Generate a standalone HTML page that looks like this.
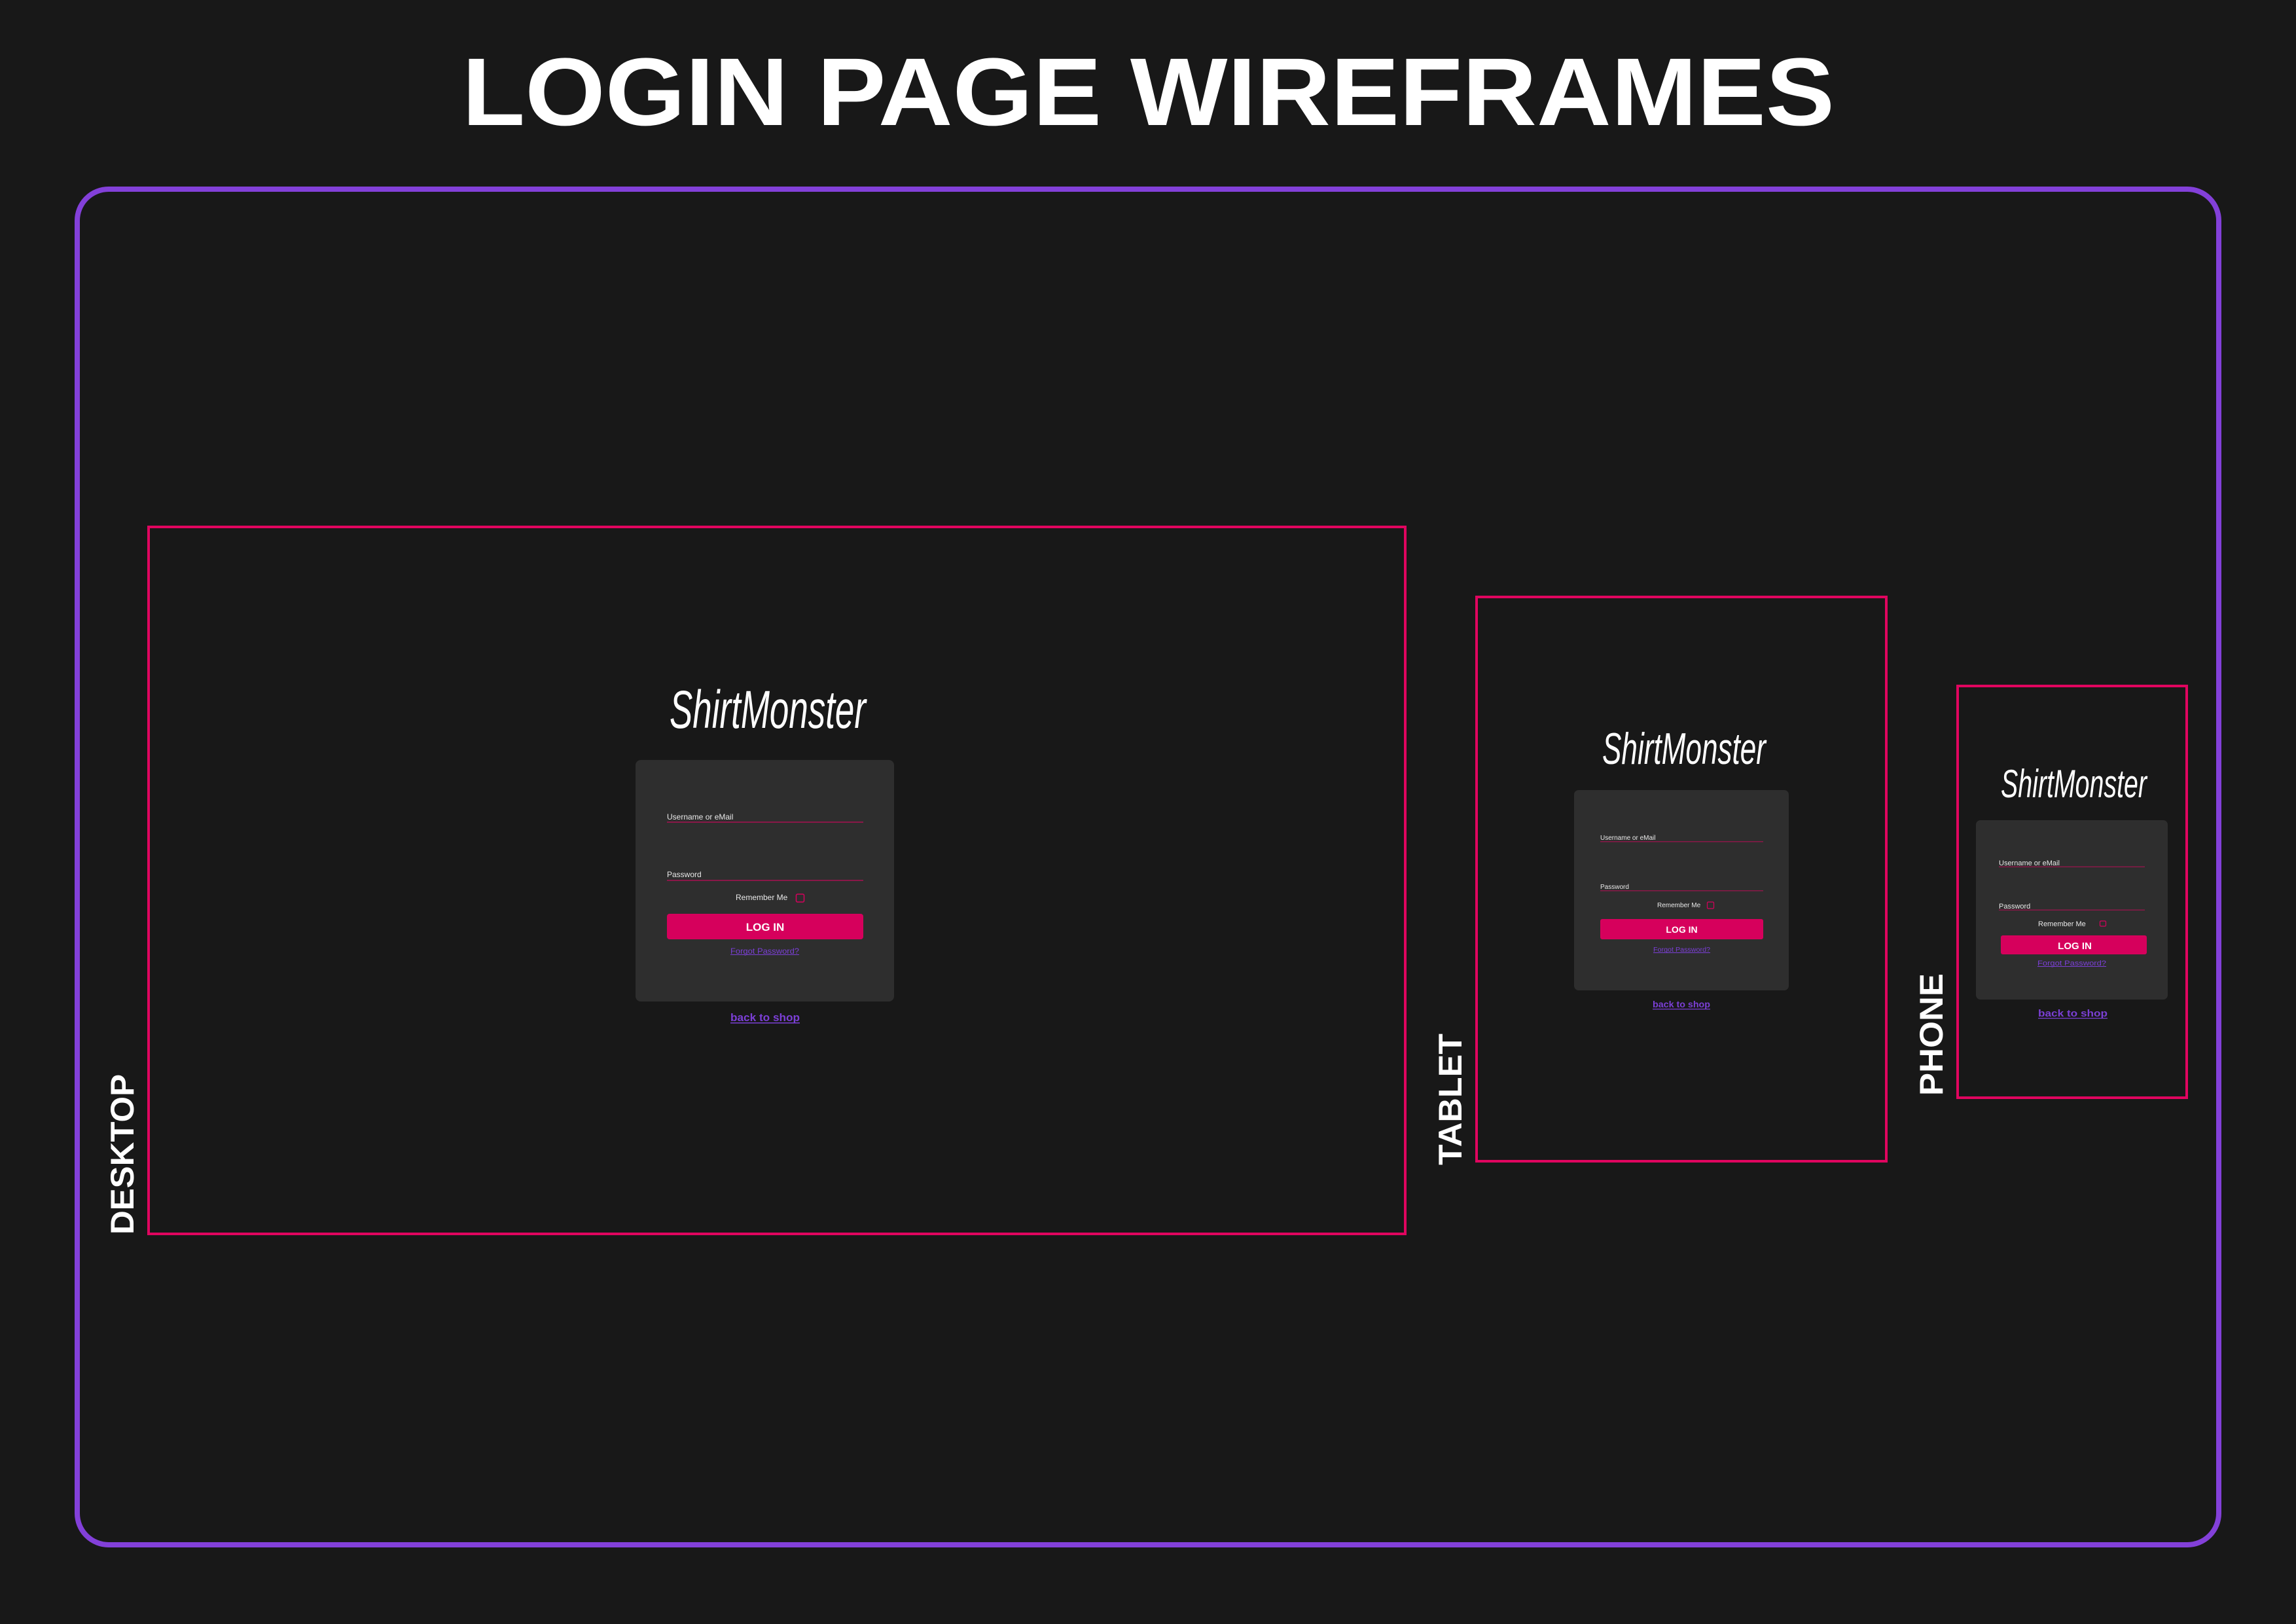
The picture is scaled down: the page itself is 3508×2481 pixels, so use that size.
<!DOCTYPE html>
<html><head><meta charset="utf-8"><style>
html,body{margin:0;padding:0;background:#181818;}
svg{display:block;}
text{font-family:"Liberation Sans",sans-serif;}
</style></head><body>
<svg width="3508" height="2481" viewBox="0 0 3508 2481" xmlns="http://www.w3.org/2000/svg">
<rect width="3508" height="2481" fill="#181818"/>
<text x="706" y="191" font-size="147" font-weight="700" fill="#fff" textLength="2097" lengthAdjust="spacingAndGlyphs">LOGIN PAGE WIREFRAMES</text>
<rect x="118" y="289" width="3272" height="2071" rx="48" fill="none" stroke="#8340d9" stroke-width="8"/>

<!-- DESKTOP -->
<rect x="227" y="805" width="1920" height="1080" fill="none" stroke="#e0055f" stroke-width="4"/>
<text transform="translate(204,1886) rotate(-90)" font-size="50" font-weight="700" fill="#fff" textLength="245" lengthAdjust="spacingAndGlyphs">DESKTOP</text>
<text x="1023" y="1112" font-size="82" font-style="italic" fill="#fff" textLength="300" lengthAdjust="spacingAndGlyphs">ShirtMonster</text>
<rect x="971" y="1161" width="395" height="369" rx="8" fill="#2e2e2e"/>
<text x="1019" y="1252" font-size="12" fill="#e8e8e8">Username or eMail</text>
<rect x="1019" y="1255" width="300" height="2" fill="#8a1848"/>
<text x="1019" y="1340" font-size="12" fill="#e8e8e8">Password</text>
<rect x="1019" y="1344" width="300" height="2" fill="#8a1848"/>
<text x="1124" y="1375" font-size="12" fill="#e8e8e8">Remember Me</text>
<rect x="1216.5" y="1366" width="12" height="12" rx="2" fill="none" stroke="#d6005c" stroke-width="1.5"/>
<rect x="1019" y="1396" width="300" height="39" rx="4" fill="#d6005c"/>
<text x="1169" y="1422" font-size="17" font-weight="700" fill="#fff" text-anchor="middle">LOG IN</text>
<text x="1116" y="1457" font-size="12" fill="#7b3fd6" textLength="105" lengthAdjust="spacingAndGlyphs">Forgot Password?</text>
<rect x="1116" y="1458" width="105" height="1" fill="#7b3fd6"/>
<text x="1116" y="1560" font-size="17" font-weight="700" fill="#7b3fd6" textLength="106" lengthAdjust="spacingAndGlyphs">back to shop</text>
<rect x="1116" y="1562" width="106" height="1.5" fill="#7b3fd6"/>

<!-- TABLET -->
<rect x="2256" y="912" width="626" height="862" fill="none" stroke="#e0055f" stroke-width="4"/>
<text transform="translate(2233,1780) rotate(-90)" font-size="50" font-weight="700" fill="#fff" textLength="201" lengthAdjust="spacingAndGlyphs">TABLET</text>
<text x="2448" y="1167" font-size="68" font-style="italic" fill="#fff" textLength="250" lengthAdjust="spacingAndGlyphs">ShirtMonster</text>
<rect x="2405" y="1207" width="328" height="306" rx="7" fill="#2e2e2e"/>
<text x="2445" y="1283" font-size="10" fill="#e8e8e8">Username or eMail</text>
<rect x="2445" y="1285" width="249" height="1.5" fill="#8a1848"/>
<text x="2445" y="1358" font-size="10" fill="#e8e8e8">Password</text>
<rect x="2445" y="1360" width="249" height="1.5" fill="#8a1848"/>
<text x="2532" y="1386" font-size="10" fill="#e8e8e8">Remember Me</text>
<rect x="2608.5" y="1378" width="10" height="10" rx="1.5" fill="none" stroke="#d6005c" stroke-width="1.2"/>
<rect x="2445" y="1404" width="249" height="31" rx="3" fill="#d6005c"/>
<text x="2569.5" y="1425" font-size="14" font-weight="700" fill="#fff" text-anchor="middle">LOG IN</text>
<text x="2526" y="1454" font-size="10" fill="#7b3fd6" textLength="87" lengthAdjust="spacingAndGlyphs">Forgot Password?</text>
<rect x="2526" y="1455" width="87" height="1" fill="#7b3fd6"/>
<text x="2525" y="1539" font-size="14" font-weight="700" fill="#7b3fd6" textLength="88" lengthAdjust="spacingAndGlyphs">back to shop</text>
<rect x="2525" y="1541" width="88" height="1.2" fill="#7b3fd6"/>

<!-- PHONE -->
<rect x="2991" y="1048" width="350" height="629" fill="none" stroke="#e0055f" stroke-width="4"/>
<text transform="translate(2968,1674) rotate(-90)" font-size="50" font-weight="700" fill="#fff" textLength="187" lengthAdjust="spacingAndGlyphs">PHONE</text>
<text x="3057" y="1218" font-size="60" font-style="italic" fill="#fff" textLength="223" lengthAdjust="spacingAndGlyphs">ShirtMonster</text>
<rect x="3019" y="1253" width="293" height="274" rx="7" fill="#2e2e2e"/>
<text x="3054" y="1322" font-size="11" fill="#e8e8e8">Username or eMail</text>
<rect x="3054" y="1323.5" width="223" height="1.5" fill="#8a1848"/>
<text x="3054" y="1388" font-size="11" fill="#e8e8e8">Password</text>
<rect x="3054" y="1389.5" width="223" height="1.5" fill="#8a1848"/>
<text x="3114" y="1415" font-size="11" fill="#e8e8e8">Remember Me</text>
<rect x="3208.5" y="1407" width="9" height="8" rx="1.5" fill="none" stroke="#d6005c" stroke-width="1.2"/>
<rect x="3057" y="1429" width="223" height="29" rx="3" fill="#d6005c"/>
<text x="3170" y="1450" font-size="15" font-weight="700" fill="#fff" text-anchor="middle">LOG IN</text>
<text x="3113" y="1475" font-size="11" fill="#7b3fd6" textLength="105" lengthAdjust="spacingAndGlyphs">Forgot Password?</text>
<rect x="3113" y="1476" width="105" height="1" fill="#7b3fd6"/>
<text x="3114" y="1553" font-size="15" font-weight="700" fill="#7b3fd6" textLength="106" lengthAdjust="spacingAndGlyphs">back to shop</text>
<rect x="3114" y="1555" width="106" height="1.2" fill="#7b3fd6"/>
</svg>
</body></html>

WHAT THIS TASK INVOLVES:
All of the data above should be transcribed verbatim, with pictures omitted.

ANSWER IN FULL:
Generate a standalone HTML page that looks like this.
The picture is scaled down: the page itself is 3508×2481 pixels, so use that size.
<!DOCTYPE html>
<html><head><meta charset="utf-8"><style>
html,body{margin:0;padding:0;background:#181818;}
svg{display:block;}
text{font-family:"Liberation Sans",sans-serif;}
</style></head><body>
<svg width="3508" height="2481" viewBox="0 0 3508 2481" xmlns="http://www.w3.org/2000/svg">
<rect width="3508" height="2481" fill="#181818"/>
<text x="706" y="191" font-size="147" font-weight="700" fill="#fff" textLength="2097" lengthAdjust="spacingAndGlyphs">LOGIN PAGE WIREFRAMES</text>
<rect x="118" y="289" width="3272" height="2071" rx="48" fill="none" stroke="#8340d9" stroke-width="8"/>

<!-- DESKTOP -->
<rect x="227" y="805" width="1920" height="1080" fill="none" stroke="#e0055f" stroke-width="4"/>
<text transform="translate(204,1886) rotate(-90)" font-size="50" font-weight="700" fill="#fff" textLength="245" lengthAdjust="spacingAndGlyphs">DESKTOP</text>
<text x="1023" y="1112" font-size="82" font-style="italic" fill="#fff" textLength="300" lengthAdjust="spacingAndGlyphs">ShirtMonster</text>
<rect x="971" y="1161" width="395" height="369" rx="8" fill="#2e2e2e"/>
<text x="1019" y="1252" font-size="12" fill="#e8e8e8">Username or eMail</text>
<rect x="1019" y="1255" width="300" height="2" fill="#8a1848"/>
<text x="1019" y="1340" font-size="12" fill="#e8e8e8">Password</text>
<rect x="1019" y="1344" width="300" height="2" fill="#8a1848"/>
<text x="1124" y="1375" font-size="12" fill="#e8e8e8">Remember Me</text>
<rect x="1216.5" y="1366" width="12" height="12" rx="2" fill="none" stroke="#d6005c" stroke-width="1.5"/>
<rect x="1019" y="1396" width="300" height="39" rx="4" fill="#d6005c"/>
<text x="1169" y="1422" font-size="17" font-weight="700" fill="#fff" text-anchor="middle">LOG IN</text>
<text x="1116" y="1457" font-size="12" fill="#7b3fd6" textLength="105" lengthAdjust="spacingAndGlyphs">Forgot Password?</text>
<rect x="1116" y="1458" width="105" height="1" fill="#7b3fd6"/>
<text x="1116" y="1560" font-size="17" font-weight="700" fill="#7b3fd6" textLength="106" lengthAdjust="spacingAndGlyphs">back to shop</text>
<rect x="1116" y="1562" width="106" height="1.5" fill="#7b3fd6"/>

<!-- TABLET -->
<rect x="2256" y="912" width="626" height="862" fill="none" stroke="#e0055f" stroke-width="4"/>
<text transform="translate(2233,1780) rotate(-90)" font-size="50" font-weight="700" fill="#fff" textLength="201" lengthAdjust="spacingAndGlyphs">TABLET</text>
<text x="2448" y="1167" font-size="68" font-style="italic" fill="#fff" textLength="250" lengthAdjust="spacingAndGlyphs">ShirtMonster</text>
<rect x="2405" y="1207" width="328" height="306" rx="7" fill="#2e2e2e"/>
<text x="2445" y="1283" font-size="10" fill="#e8e8e8">Username or eMail</text>
<rect x="2445" y="1285" width="249" height="1.5" fill="#8a1848"/>
<text x="2445" y="1358" font-size="10" fill="#e8e8e8">Password</text>
<rect x="2445" y="1360" width="249" height="1.5" fill="#8a1848"/>
<text x="2532" y="1386" font-size="10" fill="#e8e8e8">Remember Me</text>
<rect x="2608.5" y="1378" width="10" height="10" rx="1.5" fill="none" stroke="#d6005c" stroke-width="1.2"/>
<rect x="2445" y="1404" width="249" height="31" rx="3" fill="#d6005c"/>
<text x="2569.5" y="1425" font-size="14" font-weight="700" fill="#fff" text-anchor="middle">LOG IN</text>
<text x="2526" y="1454" font-size="10" fill="#7b3fd6" textLength="87" lengthAdjust="spacingAndGlyphs">Forgot Password?</text>
<rect x="2526" y="1455" width="87" height="1" fill="#7b3fd6"/>
<text x="2525" y="1539" font-size="14" font-weight="700" fill="#7b3fd6" textLength="88" lengthAdjust="spacingAndGlyphs">back to shop</text>
<rect x="2525" y="1541" width="88" height="1.2" fill="#7b3fd6"/>

<!-- PHONE -->
<rect x="2991" y="1048" width="350" height="629" fill="none" stroke="#e0055f" stroke-width="4"/>
<text transform="translate(2968,1674) rotate(-90)" font-size="50" font-weight="700" fill="#fff" textLength="187" lengthAdjust="spacingAndGlyphs">PHONE</text>
<text x="3057" y="1218" font-size="60" font-style="italic" fill="#fff" textLength="223" lengthAdjust="spacingAndGlyphs">ShirtMonster</text>
<rect x="3019" y="1253" width="293" height="274" rx="7" fill="#2e2e2e"/>
<text x="3054" y="1322" font-size="11" fill="#e8e8e8">Username or eMail</text>
<rect x="3054" y="1323.5" width="223" height="1.5" fill="#8a1848"/>
<text x="3054" y="1388" font-size="11" fill="#e8e8e8">Password</text>
<rect x="3054" y="1389.5" width="223" height="1.5" fill="#8a1848"/>
<text x="3114" y="1415" font-size="11" fill="#e8e8e8">Remember Me</text>
<rect x="3208.5" y="1407" width="9" height="8" rx="1.5" fill="none" stroke="#d6005c" stroke-width="1.2"/>
<rect x="3057" y="1429" width="223" height="29" rx="3" fill="#d6005c"/>
<text x="3170" y="1450" font-size="15" font-weight="700" fill="#fff" text-anchor="middle">LOG IN</text>
<text x="3113" y="1475" font-size="11" fill="#7b3fd6" textLength="105" lengthAdjust="spacingAndGlyphs">Forgot Password?</text>
<rect x="3113" y="1476" width="105" height="1" fill="#7b3fd6"/>
<text x="3114" y="1553" font-size="15" font-weight="700" fill="#7b3fd6" textLength="106" lengthAdjust="spacingAndGlyphs">back to shop</text>
<rect x="3114" y="1555" width="106" height="1.2" fill="#7b3fd6"/>
</svg>
</body></html>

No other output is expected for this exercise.